Silver Cow Party---poj3268

Silver Cow Party

Time Limit:2000MS     Memory Limit:65536KB     64bit IO Format:%I64d & %I64u

Description

One cow from each of N farms (1 ≤ N ≤ 1000) conveniently numbered 1..N is going to attend the big cow party to be held at farm #X (1 ≤ X ≤ N). A total of M (1 ≤ M ≤ 100,000) unidirectional (one-way roads connects pairs of farms; road i requires T_i (1 ≤ T_i ≤ 100) units of time to traverse.

Each cow must walk to the party and, when the party is over, return to her farm. Each cow is lazy and thus picks an optimal route with the shortest time. A cow‘s return route might be different from her original route to the party since roads are one-way.

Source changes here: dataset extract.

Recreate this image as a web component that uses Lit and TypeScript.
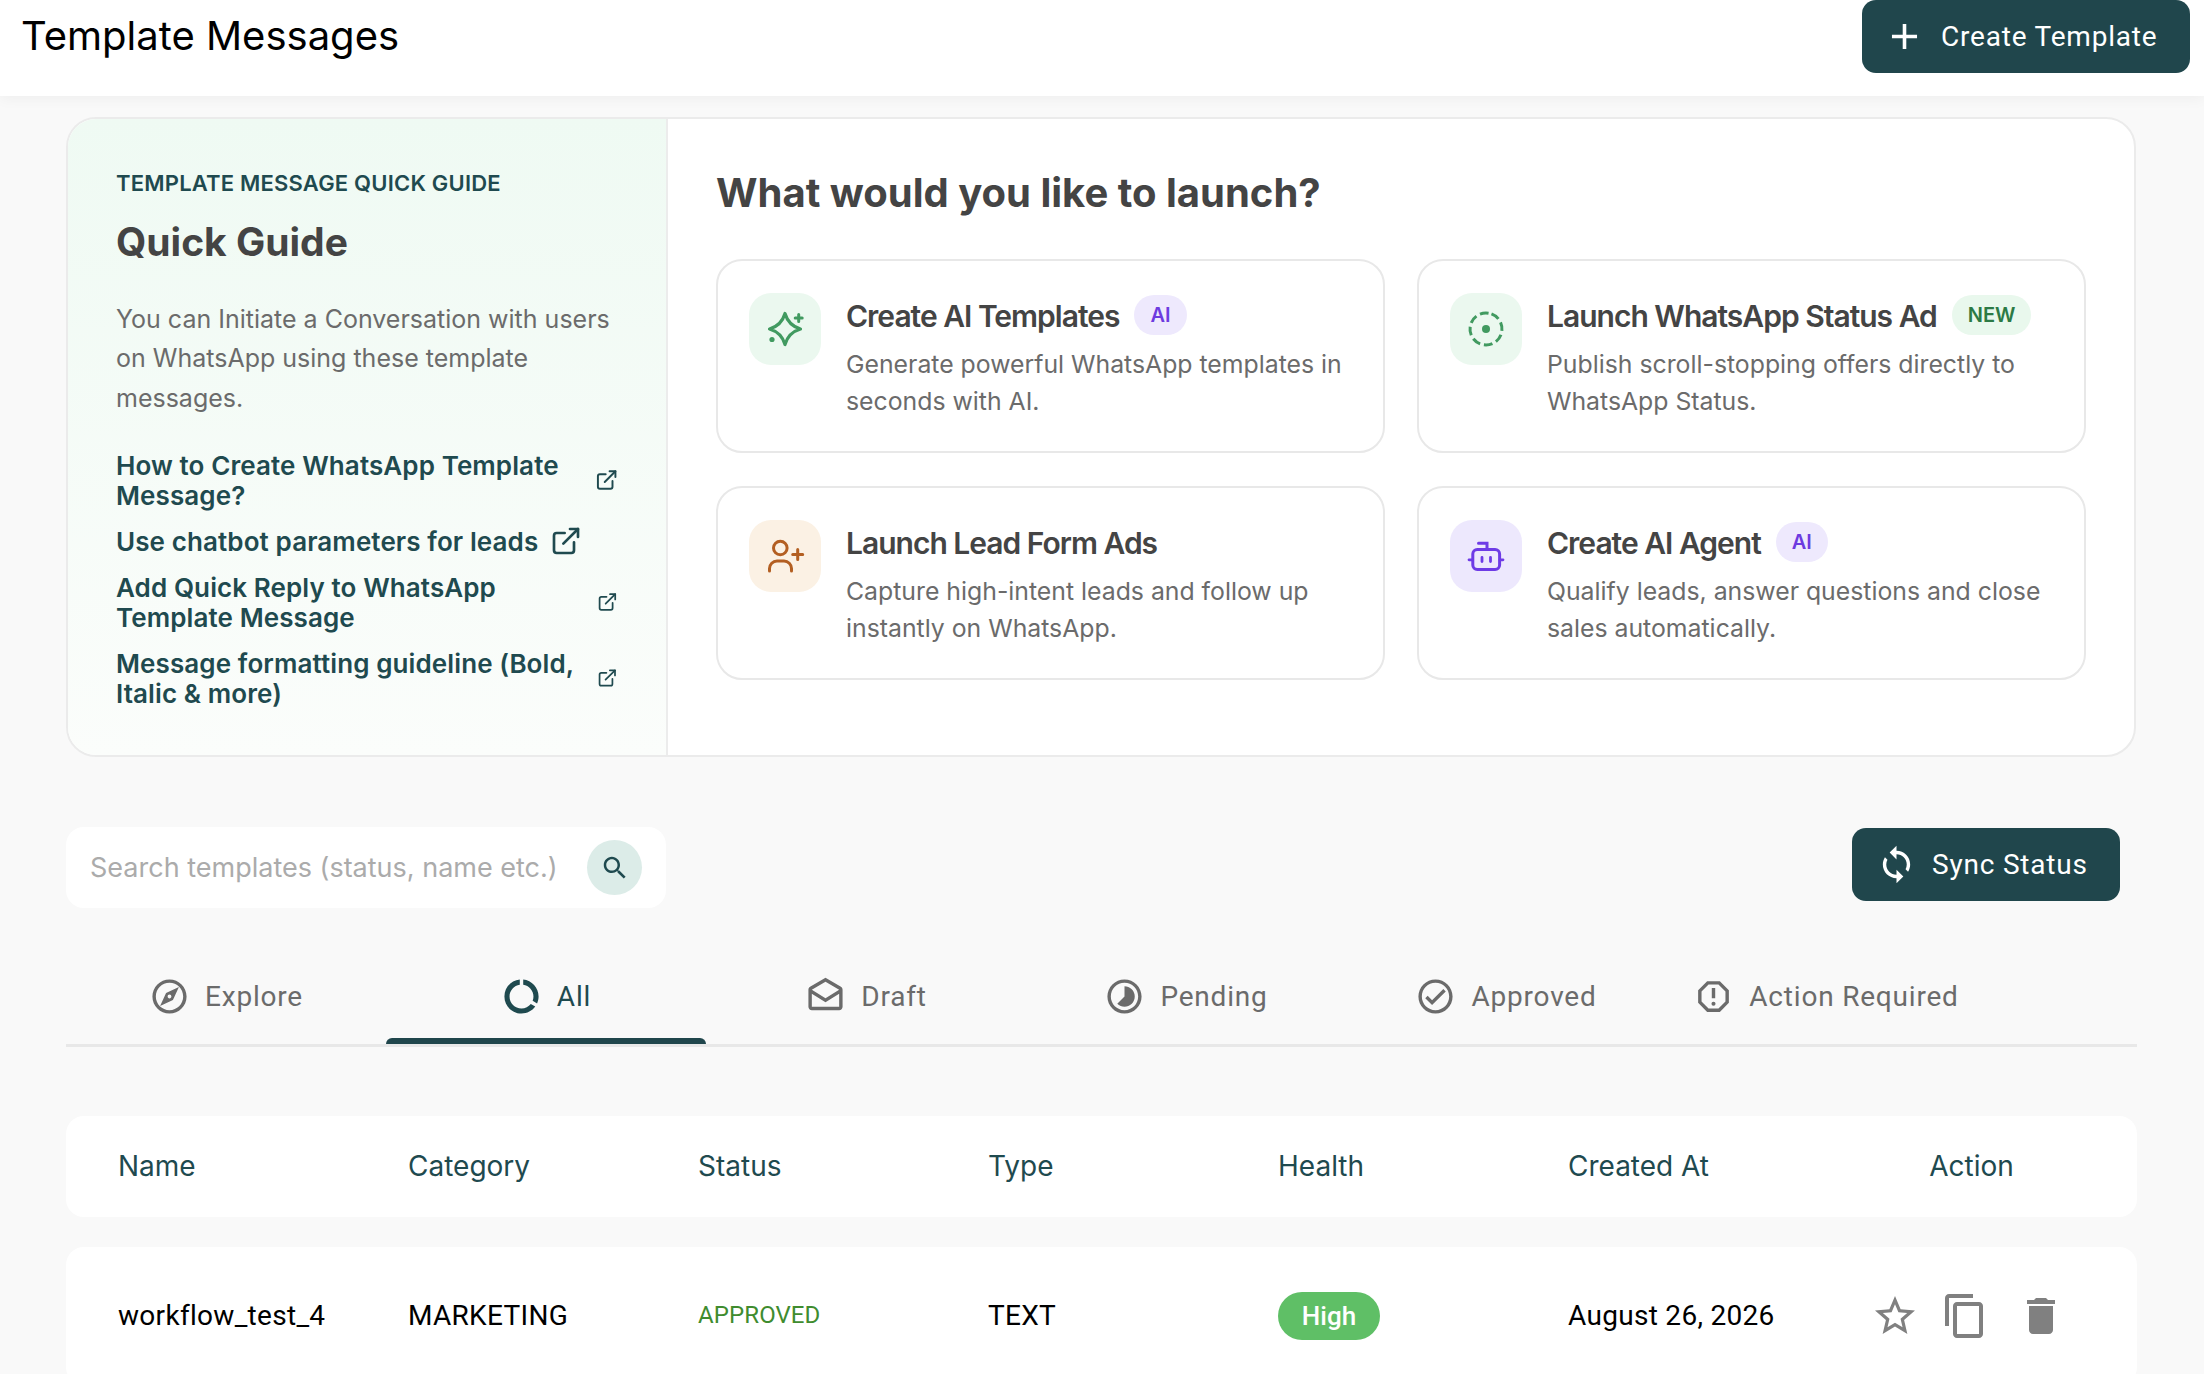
import { LitElement, html, css, svg } from "lit";
import { customElement } from "lit/decorators.js";

const mi = (d: string, size: number, cls = "") =>
  html`<svg class="mi ${cls}" style="width:${size}px;height:${size}px" viewBox="0 0 24 24" fill="currentColor"><path d=${d}></path></svg>`;

const P = {
  add: "M19 13h-6v6h-2v-6H5v-2h6V5h2v6h6v2z",
  search: "M15.5 14h-.79l-.28-.27C15.41 12.59 16 11.11 16 9.5 16 5.91 13.09 3 9.5 3S3 5.91 3 9.5 5.91 16 9.5 16c1.61 0 3.09-.59 4.23-1.57l.27.28v.79l5 4.99L20.49 19l-4.99-5zm-6 0C7.01 14 5 11.99 5 9.5S7.01 5 9.5 5 14 7.01 14 9.5 11.99 14 9.5 14z",
  sync: "M12 4V1L8 5l4 4V6c3.31 0 6 2.69 6 6 0 1.01-.25 1.97-.7 2.8l1.46 1.46C19.54 15.03 20 13.57 20 12c0-4.42-3.58-8-8-8zm0 14c-3.31 0-6-2.69-6-6 0-1.01.25-1.97.7-2.8L5.24 7.74C4.46 8.97 4 10.43 4 12c0 4.42 3.58 8 8 8v3l4-4-4-4v3z",
  explore: "M12 2C6.48 2 2 6.48 2 12s4.48 10 10 10 10-4.48 10-10S17.52 2 12 2zm0 18c-4.41 0-8-3.59-8-8s3.59-8 8-8 8 3.59 8 8-3.59 8-8 8zm-5.5-2.5l7.51-3.49L17.5 6.5 9.99 9.99 6.5 17.5zm5.5-6.6c.61 0 1.1.49 1.1 1.1s-.49 1.1-1.1 1.1-1.1-.49-1.1-1.1.49-1.1 1.1-1.1z",
  all: "M13 2.05v3.03c3.39.49 6 3.39 6 6.92 0 .9-.18 1.75-.48 2.54l2.6 1.53c.56-1.24.88-2.62.88-4.07 0-5.18-3.95-9.45-9-9.95zM12 19c-3.87 0-7-3.13-7-7 0-3.53 2.61-6.43 6-6.92V2.05c-5.06.5-9 4.76-9 9.95 0 5.52 4.47 10 9.99 10 3.31 0 6.24-1.61 8.06-4.09l-2.6-1.53C16.17 17.98 14.21 19 12 19z",
  draft: "M21.99 8c0-.72-.37-1.35-.94-1.7L12 1 2.95 6.3C2.38 6.65 2 7.28 2 8v10c0 1.1.9 2 2 2h16c1.1 0 2-.9 2-2l-.01-10zM12 3.32 19.99 8v.01L12 13 4 8l8-4.68zM4 18v-7.66l8 5.02 7.99-4.99L20 18H4z",
  pending: "M16.24 7.76C15.07 6.59 13.54 6 12 6v6l-4.24 4.24c2.34 2.34 6.14 2.34 8.49 0 2.34-2.34 2.34-6.14-.01-8.48zM12 2C6.48 2 2 6.48 2 12s4.48 10 10 10 10-4.48 10-10S17.52 2 12 2zm0 18c-4.42 0-8-3.58-8-8s3.58-8 8-8 8 3.58 8 8-3.58 8-8 8z",
  approved: "M12 2C6.48 2 2 6.48 2 12s4.48 10 10 10 10-4.48 10-10S17.52 2 12 2zm0 18c-4.41 0-8-3.59-8-8s3.59-8 8-8 8 3.59 8 8-3.59 8-8 8zm4.59-12.42L10 14.17l-2.59-2.58L6 13l4 4 8-8z",
  action: "M15.73 3H8.27L3 8.27v7.46L8.27 21h7.46L21 15.73V8.27L15.73 3zM19 14.9 14.9 19H9.1L5 14.9V9.1L9.1 5h5.8L19 9.1v5.8zM11 7h2v6h-2zM12 15a1.2 1.2 0 1 0 0 2.4 1.2 1.2 0 0 0 0-2.4z",
  star: "M22 9.24l-7.19-.62L12 2 9.19 8.63 2 9.24l5.46 4.73L5.82 21 12 17.27 18.18 21l-1.63-7.03L22 9.24zM12 15.4l-3.76 2.27 1-4.28-3.32-2.88 4.38-.38L12 6.1l1.71 4.04 4.38.38-3.32 2.88 1 4.28L12 15.4z",
  copy: "M16 1H4c-1.1 0-2 .9-2 2v14h2V3h12V1zm3 4H8c-1.1 0-2 .9-2 2v14c0 1.1.9 2 2 2h11c1.1 0 2-.9 2-2V7c0-1.1-.9-2-2-2zm0 16H8V7h11v14z",
  trash: "M6 19c0 1.1.9 2 2 2h8c1.1 0 2-.9 2-2V7H6v12zM19 4h-3.5l-1-1h-5l-1 1H5v2h14V4z",
};

const ext = html`<svg class="ext" viewBox="0 0 24 24" fill="none" stroke="currentColor" stroke-width="2" stroke-linecap="round" stroke-linejoin="round"><path d="M18 13v6a2 2 0 0 1-2 2H5a2 2 0 0 1-2-2V8a2 2 0 0 1 2-2h6"></path><path d="M15 3h6v6"></path><path d="M10 14 21 3"></path></svg>`;

const sparkIcon = svg`<path d="M20 4.5Q23.5 16.5 35.5 20Q23.5 23.5 20 35.5Q16.5 23.5 4.5 20Q16.5 16.5 20 4.5Z" fill="none" stroke-width="3.2" stroke-linejoin="round"></path><path d="M33.7 5.5v7M30.2 9h7" fill="none" stroke-width="3" stroke-linecap="round"></path><circle cx="7" cy="30.5" r="2.6" stroke="none" fill="currentColor"></circle>`;
const statusIcon = svg`<circle cx="20" cy="20" r="16" fill="none" stroke-width="3" stroke-dasharray="8.6 4" stroke-linecap="butt" transform="rotate(-70 20 20)"></circle><circle cx="20" cy="20" r="4" stroke="none" fill="currentColor"></circle>`;
const leadIcon = svg`<circle cx="15.3" cy="12" r="6.8" fill="none" stroke-width="3"></circle><path d="M4.5 35v-2.5a7.5 7.5 0 0 1 7.5-7.5h7a7.5 7.5 0 0 1 7.5 7.5V35" fill="none" stroke-width="3" stroke-linecap="round"></path><path d="M32.7 13.5v10M27.7 18.5h10" fill="none" stroke-width="3" stroke-linecap="round"></path>`;
const robotIcon = svg`<rect x="6.8" y="13.5" width="26.8" height="20" rx="4.5" fill="none" stroke-width="3"></rect><path d="M21 13V7.2H12.5" fill="none" stroke-width="3" stroke-linecap="round"></path><path d="M16 21.5v4M24.5 21.5v4M3 23.8h3M34 23.8h3" fill="none" stroke-width="2.8" stroke-linecap="round"></path>`;

const cards = [
  { cls: "green", icon: sparkIcon, title: "Create AI Templates", badge: "AI", bc: "purple", desc: "Generate powerful WhatsApp templates in seconds with AI." },
  { cls: "green", icon: statusIcon, title: "Launch WhatsApp Status Ad", badge: "NEW", bc: "mint", desc: "Publish scroll-stopping offers directly to WhatsApp Status." },
  { cls: "orange", icon: leadIcon, title: "Launch Lead Form Ads", badge: "", bc: "", desc: "Capture high-intent leads and follow up instantly on WhatsApp." },
  { cls: "violet", icon: robotIcon, title: "Create AI Agent", badge: "AI", bc: "purple", desc: "Qualify leads, answer questions and close sales automatically." },
];

const links = [
  "How to Create WhatsApp Template Message?",
  "Use chatbot parameters for leads",
  "Add Quick Reply to WhatsApp Template Message",
  "Message formatting guideline (Bold, Italic & more)",
];

const tabs = [
  { label: "Explore", icon: P.explore },
  { label: "All", icon: P.all, active: true },
  { label: "Draft", icon: P.draft },
  { label: "Pending", icon: P.pending },
  { label: "Approved", icon: P.approved },
  { label: "Action Required", icon: P.action },
];

const heads = ["Name", "Category", "Status", "Type", "Health", "Created At"];

@customElement("app-root")
export class AppRoot extends LitElement {
  static styles = css`
    :host {
      display: block;
      height: 100vh;
      overflow: hidden;
      background: #f9f9f9;
      font-family: Inter, "Liberation Sans", sans-serif;
      color: #000;
    }
    svg { display: block; flex: none; }
    .mi { flex: none; }
    .topbar {
      position: relative;
      height: 96px;
      box-sizing: border-box;
      background: #fff;
      box-shadow: 0 2px 14px rgba(0, 0, 0, 0.05);
      display: flex;
      justify-content: space-between;
      align-items: flex-start;
      padding: 0 14px 0 21px;
    }
    .page-title { font-size: 40px; line-height: 72px; font-weight: 400; margin: 0; }
    .btn {
      display: flex;
      align-items: center;
      background: #20464c;
      color: #fff;
      border-radius: 14px;
      box-sizing: border-box;
      font-family: Roboto, sans-serif;
      font-size: 28px;
      letter-spacing: 0.8px;
    }
    .create { width: 328px; height: 73px; padding-left: 21px; gap: 15px; }
    .main { padding: 21px 67px 0 66px; }
    .guide {
      display: grid;
      grid-template-columns: 600px 1fr;
      height: 640px;
      box-sizing: border-box;
      margin-right: 1px;
      background: #fff;
      border: 2px solid #ebebeb;
      border-radius: 30px;
      overflow: hidden;
    }
    .left {
      background: linear-gradient(180deg, #effaf3 0%, #fbfdfb 100%);
      border-right: 2px solid #ececec;
      padding: 50px 0 0 48px;
      box-sizing: border-box;
    }
    .eyebrow { font-size: 22px; line-height: 28px; font-weight: 600; color: #1f4a4f; text-transform: uppercase; letter-spacing: 0.2px; }
    .qg { font-size: 39px; line-height: 50px; font-weight: 700; color: #444; margin: 20px 0 0; }
    .intro { font-size: 25px; line-height: 39.4px; color: #6b6b6b; margin: 33px 0 0; width: 510px; }
    .links { display: flex; flex-direction: column; gap: 16px; width: 502px; margin-top: 33px; }
    .link { display: flex; align-items: center; gap: 12px; font-size: 26px; line-height: 30px; font-weight: 600; letter-spacing: 0.1px; color: #1f4a4f; }
    .ext { width: 32px; height: 32px; flex: 0 1.4 32px; min-width: 0; margin: -5px 0 -3px; }
    .right { padding: 48px 48px 0 48px; }
    .right h2 { font-size: 40px; line-height: 52px; font-weight: 700; color: #444; margin: 0 0 40px; }
    .grid { display: grid; grid-template-columns: 1fr 1fr; gap: 33px 32px; }
    .card {
      display: flex;
      gap: 25px;
      height: 194px;
      box-sizing: border-box;
      border: 2px solid #e8e8e8;
      border-radius: 26px;
      padding: 32px 20px 0 31px;
    }
    .tile { width: 72px; height: 72px; border-radius: 22px; display: flex; align-items: center; justify-content: center; flex: none; }
    .tile.green { background: #ebf8ef; color: #419a60; stroke: #419a60; }
    .tile.orange { background: #fbf1e4; color: #b35f22; stroke: #b35f22; }
    .tile.violet { background: #ede8fd; color: #6e3be6; stroke: #6e3be6; }
    .tile svg { width: 40px; height: 40px; }
    .ct { display: flex; align-items: center; gap: 15px; height: 44px; }
    .ct span.t { font-size: 30px; line-height: 46px; font-weight: 600; letter-spacing: -1px; color: #444; white-space: nowrap; margin-top: 1px; }
    .badge { display: flex; align-items: center; justify-content: center; height: 40px; padding: 0 16px; border-radius: 20px; font-size: 20px; font-weight: 600; }
    .badge.purple { background: #eee9fd; color: #6d3be0; }
    .badge.mint { background: #e9f8ed; color: #2c7a45; }
    .cd { font-size: 24.8px; line-height: 37px; color: #6b6b6b; margin: 9px 0 0; }
    .tools { display: flex; justify-content: space-between; align-items: flex-start; margin-top: 70px; padding-right: 17px; }
    .search {
      width: 600px;
      height: 81px;
      box-sizing: border-box;
      background: #fff;
      border-radius: 18px;
      display: flex;
      align-items: center;
      justify-content: space-between;
      padding: 0 24px;
      font-size: 27px;
      color: #ababab;
      white-space: nowrap;
    }
    .sbtn { width: 55px; height: 55px; border-radius: 50%; background: #dcece8; color: #1f4a4f; display: flex; align-items: center; justify-content: center; flex: none; }
    .sync { width: 268px; height: 73px; padding-left: 24px; gap: 15px; margin-top: 1px; }
    .tabs { display: flex; margin-top: 46px; border-bottom: 3px solid #e8e8e8; }
    .tab { width: 320px; display: flex; flex-direction: column; color: #6b6b6b; }
    .tab.on { color: #1f4a4f; }
    .tab-in { height: 84px; display: flex; align-items: center; justify-content: center; gap: 15px; font-family: Roboto, sans-serif; font-size: 28px; letter-spacing: 0.8px; }
    .bar { height: 6px; border-radius: 6px 6px 0 0; }
    .tab.on .bar { background: #20464c; }
    .thead, .trow {
      display: grid;
      grid-template-columns: repeat(6, 290px) 1fr;
      align-items: center;
      background: #fff;
      padding: 0 52px;
    }
    .thead { height: 101px; box-sizing: border-box; padding-bottom: 2px; margin-top: 69px; border-radius: 18px; color: #1f4a4f; font-size: 28px; }
    .thead .act { text-align: center; }
    .trow { height: 138px; box-sizing: border-box; padding-bottom: 2px; margin-top: 30px; border-radius: 18px; font-family: Roboto, sans-serif; font-size: 28px; letter-spacing: 0.3px; color: #000; }
    .status { color: #3f8c2f; font-size: 24px; letter-spacing: 0.1px; }
    .pill { width: 102px; height: 48px; margin-top: 2px; border-radius: 24px; background: #5fbf66; color: #fff; font-size: 26px; letter-spacing: 0; font-weight: 500; display: flex; align-items: center; justify-content: center; }
    .acts { display: flex; color: #808080; padding: 2px 0 0 13px; }
    .acts .c { margin-left: 22px; }
    .acts .d { margin-left: 28px; }
  `;

  render() {
    return html`
      <header class="topbar">
        <h1 class="page-title">Template Messages</h1>
        <div class="btn create">${mi(P.add, 43)}<span>Create Template</span></div>
      </header>
      <main class="main">
        <section class="guide">
          <div class="left">
            <div class="eyebrow">Template Message Quick Guide</div>
            <h2 class="qg">Quick Guide</h2>
            <p class="intro">You can Initiate a Conversation with users on WhatsApp using these template messages.</p>
            <div class="links">
              ${links.map((l) => html`<div class="link"><span>${l}</span>${ext}</div>`)}
            </div>
          </div>
          <div class="right">
            <h2>What would you like to launch?</h2>
            <div class="grid">
              ${cards.map(
                (c) => html`<div class="card">
                  <div class="tile ${c.cls}"><svg viewBox="0 0 40 40">${c.icon}</svg></div>
                  <div>
                    <div class="ct"><span class="t">${c.title}</span>${c.badge ? html`<span class="badge ${c.bc}">${c.badge}</span>` : ""}</div>
                    <p class="cd">${c.desc}</p>
                  </div>
                </div>`
              )}
            </div>
          </div>
        </section>
        <div class="tools">
          <div class="search"><span>Search templates (status, name etc.)</span><div class="sbtn">${mi(P.search, 30)}</div></div>
          <div class="btn sync">${mi(P.sync, 41)}<span>Sync Status</span></div>
        </div>
        <nav class="tabs">
          ${tabs.map(
            (t) => html`<div class="tab ${t.active ? "on" : ""}">
              <div class="tab-in">${mi(t.icon, 41)}<span>${t.label}</span></div>
              <div class="bar"></div>
            </div>`
          )}
        </nav>
        <div class="thead">
          ${heads.map((h) => html`<div>${h}</div>`)}
          <div class="act">Action</div>
        </div>
        <div class="trow">
          <div>workflow_test_4</div>
          <div>MARKETING</div>
          <div class="status">APPROVED</div>
          <div>TEXT</div>
          <div><div class="pill">High</div></div>
          <div>August 26, 2026</div>
          <div class="acts">${mi(P.star, 48)}${mi(P.copy, 48, "c")}${mi(P.trash, 48, "d")}</div>
        </div>
      </main>
    `;
  }
}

Of all the cows, what is the longest amount of time a cow must spend walking to the party and back?

Input

Line 1: Three space-separated integers, respectively: N, M, and X
Lines 2.. M+1: Line i+1 describes road i with three space-separated integers: A_i, B_i, and T_i. The described road runs from farm A_i to farm B_i, requiring T_itime units to traverse.

Output

Line 1: One integer: the maximum of time any one cow must walk.

Sample Input

4 8 2
1 2 4
1 3 2
1 4 7
2 1 1
2 3 5
3 1 2
3 4 4
4 2 3

Sample Output

10

Hint

Cow 4 proceeds directly to the party (3 units) and returns via farms 1 and 3 (7 units), for a total of 10 time units.

题意: 有n个农场，将在农场x举行party，农场a->b用时c；有向图；求所有农场中的牛去到农场x再回去所需的最长时间；可以两次运用Dij算法，用dist[i]表示起点到i

的最短时间

#include<iostream>
#include<stdio.h>
#include<math.h>
#include<string.h>
#include<algorithm>
#define INF 0xfffffff
#define N 1100
using namespace std;
#define max(a,b) (a>b?a:b)
#define min(a,b) (a<b?a:b)
int x,n,m,dist1[N],dist2[N],vis[N];
int maps[N][N];

void Dij1()
{
    int i,j;

    vis[x]=0;

    dist1[x]=0;

    for(i=1; i <= n; i++)
    {
        int Min=INF,index=-1;

        for(j = 1; j <= n; j++)
        {
            if(vis[j] == 0 && Min > dist1[j])
            {
                Min = dist1[j];
                index = j;
            }
        }
        if(index==-1)break;
        vis[index]=1;

        for(j = 1; j <= n; j++)
            dist1[j] = min(dist1[j],dist1[index] + maps[index][j]);
    }
}
void Dij2()
{
    int i,j;

    vis[x]=0;

    dist2[x]=0;

    for(i=1; i <= n; i++)
    {
        int Min=INF,index=-1;

        for(j = 1; j <= n; j++)
        {
            if(vis[j] == 0 && Min > dist2[j])
            {
                Min = dist2[j];
                index = j;
            }
        }
        if(index==-1)break;
        vis[index]=1;

        for(j = 1; j <= n; j++)
            dist2[j] = min(dist2[j],dist2[index] + maps[j][index]);
    }
}

int main()
{
    int i,a,b,c;
    while(scanf("%d%d%d",&n,&m,&x)!=EOF)
    {
        for(i=0;i<=n;i++)
        {
            dist1[i]=dist2[i]=INF;
            for(int j=1;j<=n;j++)
                maps[i][j]=INF;
        }
        while(m--)
        {
            scanf("%d%d%d", &a, &b, &c);

            maps[a][b] = c;
        }

        memset(vis,0,sizeof(vis));
        Dij1();//去

        memset(vis,0,sizeof(vis));
        Dij2();//回来；

        int ans=0;

        for(i=1;i<=n;i++)
        {
            ans=max(ans,dist1[i]+dist2[i]);
        }
        printf("%d\n",ans);
    }
    return 0;
}